If You Wanna Take a Picture, You Need to Talk to Tito, 2003
I’m hoping to participate in a photography workshop this summer taught by a famous photographer. Before you can enroll, though, you have to submit a portfolio. I suppose this allows the school to make sure I wouldn’t be wasting the famous photographer’s time. (They say it’s to merely demonstrate that I “know my way around a camera.”)
From time to time I’ve put together collections of my photography. But they’ve almost always been done with specific interests or themes in mind. This time they’re asking simply for samples of my “best work.”
I understand the instruction. But I’m honestly stumped as to what to show them. It’s funny how critical you become of your own work when you know it’s going to be judged by people whose taste you don’t know much about, but who you know are used to seeing really good work every day. All of a sudden, nothing looks very good.

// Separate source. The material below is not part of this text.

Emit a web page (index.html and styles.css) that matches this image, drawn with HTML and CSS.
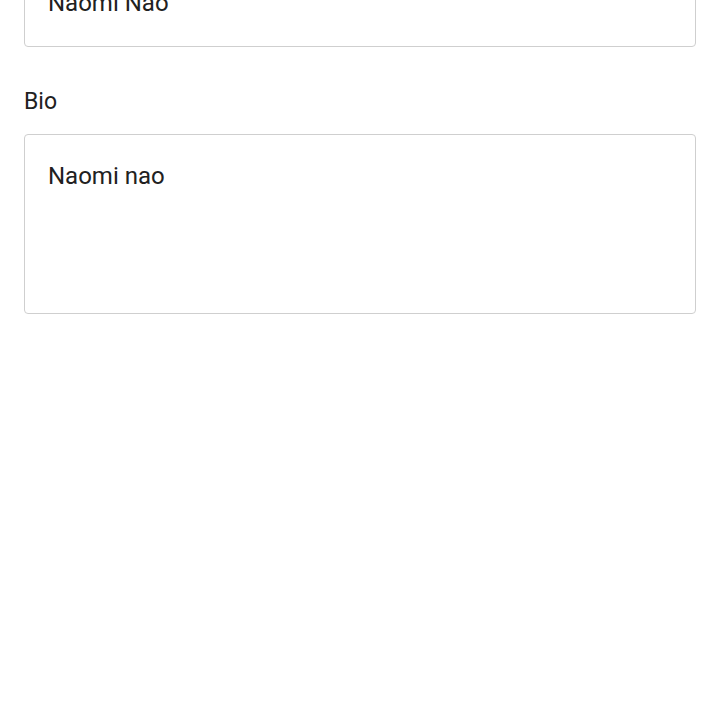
FILE: index.html
```html
<!DOCTYPE html>
<html>
<head>
<meta charset="utf-8">
<link rel="stylesheet" href="styles.css">
</head>
<body>
<form class="form">
  <div class="field field-first">
    <input class="input" type="text" value="Naomi Nao">
  </div>
  <div class="field">
    <label class="label">Bio</label>
    <textarea class="textarea">Naomi nao</textarea>
  </div>
</form>
</body>
</html>
```
FILE: styles.css
```css
html, body {
  margin: 0;
  padding: 0;
  background: #ffffff;
}
body {
  font-family: Roboto, "Noto Sans", sans-serif;
  color: #212121;
}
.form {
  display: flex;
  flex-direction: column;
  gap: 38px;
  padding: 0 24px;
  margin-top: -39px;
}
.field {
  display: flex;
  flex-direction: column;
  gap: 16px;
}
.label {
  font-size: 23px;
  line-height: 33px;
  color: #212121;
}
.input, .textarea {
  box-sizing: border-box;
  width: 100%;
  margin: 0;
  border: 1px solid #cfcfcf;
  border-radius: 4px;
  padding: 23px 23px 25px;
  font-family: Roboto, "Noto Sans", sans-serif;
  font-size: 24px;
  line-height: 36px;
  color: #212121;
  background: #fff;
  outline: none;
}
.input {
  height: 86px;
}
.textarea {
  height: 180px;
  resize: none;
  display: block;
}
```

My first thought was to put together a selection of photographs of people. But that’s the very kind of work I’m trying to improve in this workshop. Besides, the review committee’s advisor representative recommended that I not do that. So instead I’ve come up with a formula I hope will work: 1/3 “sense of place” photos, 1/3 people photos and 1/3 concept photos, with a healthy mix of color and b&w in each group.
Try culling years of photographs down to your best fifteen. It’s much harder than it sounds. But I’m doing it because I have to, even if it means tossing out lots of photographs that I thought were especially smart and engaging in their original series context, but that don’t stand up on their own when taken out of context.
Balancing some of the pain of this process has been the joy of going back through my photographs. It’s like revisiting old friends, and because photographs are rarely just about the visual record of the moment to me, revisiting them recalls all the other sensory memories, as well.
Like this photo, above. My wife and daughter and I had just stepped out of a New York theater matinee and were immediately engulfed by a crowd of Puerto Rico Day celebrants. It was a hot and humid summer afternoon that smelled of a mixture of overcooked street food and the ozone from an approaching thunderstorm. There was wonderful music everywhere. I’d have normally stayed on the sidelines and photographed from afar. But instead I stepped out into the street and mingled with members of the parade. I wasn’t exactly dancing with them. But I was ducking and weaving, trying to get close and bring some of their rhythm into my photographs.
You wouldn’t know that from this photograph. At the time, it represented something of an advance in my photography of people. Looking back now, though, I realize just how static it looks. The parade had briefly come to a halt. The big guy’s dour gaze was telling me I should get the f--- out of the way. But instead I stepped up closer and captured the moment rather than hesitating. In the end, his frown is a great contrast to the guys standing behind him. They want to play. But he’s all about standing his ground.